Nous pouvons, bien évidemment, nous donner pour objectif de rendre notre rapport avant les élections municipales, ce qui permettrait de faire écho aux préoccupations de nombreux élus locaux. Mais outre le fait que la publication de notre rapport n'interviendrait que tardivement en mars, j'attire votre attention sur le risque qu'il y aurait que nos travaux interagissent avec des débats politiques locaux, ce qui pourrait amener certains élus à hésiter à coopérer avec nous au motif que notre rapport pourrait interférer avec leur campagne.
Or, je crois pouvoir dire que notre démarche se veut la plus objective possible et fondée sur le seul souci de permettre aux collectivités territoriales de mieux répondre aux exigences des clubs et des organisations sportives. Voilà pourquoi nous pourrions décider de rendre notre rapport au printemps, après les élections, une mission d'information n'étant pas tenue par le délai de 6 mois imposé aux commissions d'enquête. Je proposerais à notre président de débattre sur ce point.

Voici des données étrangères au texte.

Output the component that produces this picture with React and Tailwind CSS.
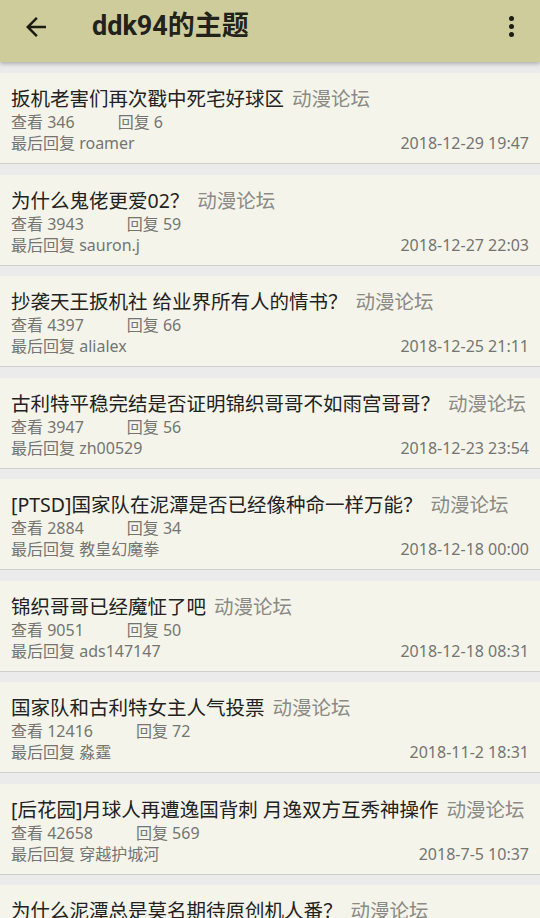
import React from 'react';

const posts = [
  { title: '扳机老害们再次戳中死宅好球区', views: 346, replies: 6, last: 'roamer', time: '2018-12-29 19:47' },
  { title: '为什么鬼佬更爱02？', views: 3943, replies: 59, last: 'sauron.j', time: '2018-12-27 22:03' },
  { title: '抄袭天王扳机社 给业界所有人的情书？', views: 4397, replies: 66, last: 'alialex', time: '2018-12-25 21:11' },
  { title: '古利特平稳完结是否证明锦织哥哥不如雨宫哥哥？', views: 3947, replies: 56, last: 'zh00529', time: '2018-12-23 23:54' },
  { title: '[PTSD]国家队在泥潭是否已经像种命一样万能？', views: 2884, replies: 34, last: '教皇幻魔拳', time: '2018-12-18 00:00' },
  { title: '锦织哥哥已经魔怔了吧', views: 9051, replies: 50, last: 'ads147147', time: '2018-12-18 08:31' },
  { title: '国家队和古利特女主人气投票', views: 12416, replies: 72, last: '淼霆', time: '2018-11-2 18:31' },
  { title: '[后花园]月球人再遭逸国背刺 月逸双方互秀神操作', views: 42658, replies: 569, last: '穿越护城河', time: '2018-7-5 10:37' },
  { title: '为什么泥潭总是莫名期待原创机人番？', views: 5120, replies: 41, last: 'roamer', time: '2018-6-30 12:00' },
];

function PostCard({ post }) {
  return (
    <div className="bg-[#f4f4ea] border-b-[1.5px] border-[#cfcfcb] px-[11px] pt-[12px] pb-[9px]">
      <div className="text-[19.5px] leading-[27px] text-[#222] whitespace-nowrap">
        {post.title}
        <span className="ml-[8px] text-[#8a8a86]">动漫论坛</span>
      </div>
      <div className="flex text-[16px] leading-[21px] text-[#747472]">
        <span>查看 {post.views}</span>
        <span className="ml-[43px]">回复 {post.replies}</span>
      </div>
      <div className="flex justify-between text-[16px] leading-[21px] text-[#747472]">
        <span>最后回复 {post.last}</span>
        <span>{post.time}</span>
      </div>
    </div>
  );
}

export default function App() {
  return (
    <div
      className="w-[540px] h-[918px] overflow-hidden bg-[#ebebeb] flex flex-col"
      style={{ fontFamily: '"Noto Sans", "Noto Sans CJK SC", sans-serif' }}
    >
      <header className="relative z-10 h-[62px] shrink-0 bg-[#cdcc9a] flex items-center px-[21px] pb-[9px] shadow-[0_2px_4px_rgba(0,0,0,0.25)]">
        <svg width="30" height="30" viewBox="0 0 24 24" className="text-[#1c1c14]">
          <path d="M20 11H7.83l5.59-5.59L12 4l-8 8 8 8 1.41-1.41L7.83 13H20v-2z" fill="currentColor" />
        </svg>
        <h1
          className="ml-[41px] text-[27px] font-bold text-[#22221a]"
          style={{ fontFamily: 'Roboto, "Noto Sans CJK SC", sans-serif' }}
        >
          ddk94的主题
        </h1>
        <div className="ml-auto mr-[5.5px] flex flex-col gap-[3px]">
          <span className="w-[5px] h-[5px] rounded-full bg-[#1c1c14]" />
          <span className="w-[5px] h-[5px] rounded-full bg-[#1c1c14]" />
          <span className="w-[5px] h-[5px] rounded-full bg-[#1c1c14]" />
        </div>
      </header>
      <div className="flex flex-col gap-[10.5px] pt-[11px]">
        {posts.map((p, i) => (
          <PostCard key={i} post={p} />
        ))}
      </div>
    </div>
  );
}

Si nous partons de l'idée de remettre notre rapport au printemps, une fois les échéances municipales passées et avant la « trêve estivale », il serait utile de prévoir au moins une demi-journée d'auditions chaque semaine (le mercredi après-midi ou le jeudi matin). Nous pourrions également organiser quelques tables rondes qui pourraient rassembler l'ensemble des acteurs concernés afin de confronter les points de vue.
Afin de nous rendre compte des réalités sur le terrain, il nous faudra prévoir des déplacements, probablement essentiellement en France compte tenu de notre sujet.
Dernier élément que je souhaitais aborder, la publicité de nos travaux. Les travaux des missions d'information sont, de droit, ouverts à la presse et je pense que nous pouvons nous en tenir à cette règle. Évidemment, cette transparence s'applique à nous- mêmes et nous disposons de la liberté de relater nos travaux, y compris par l'intermédiaire des réseaux sociaux.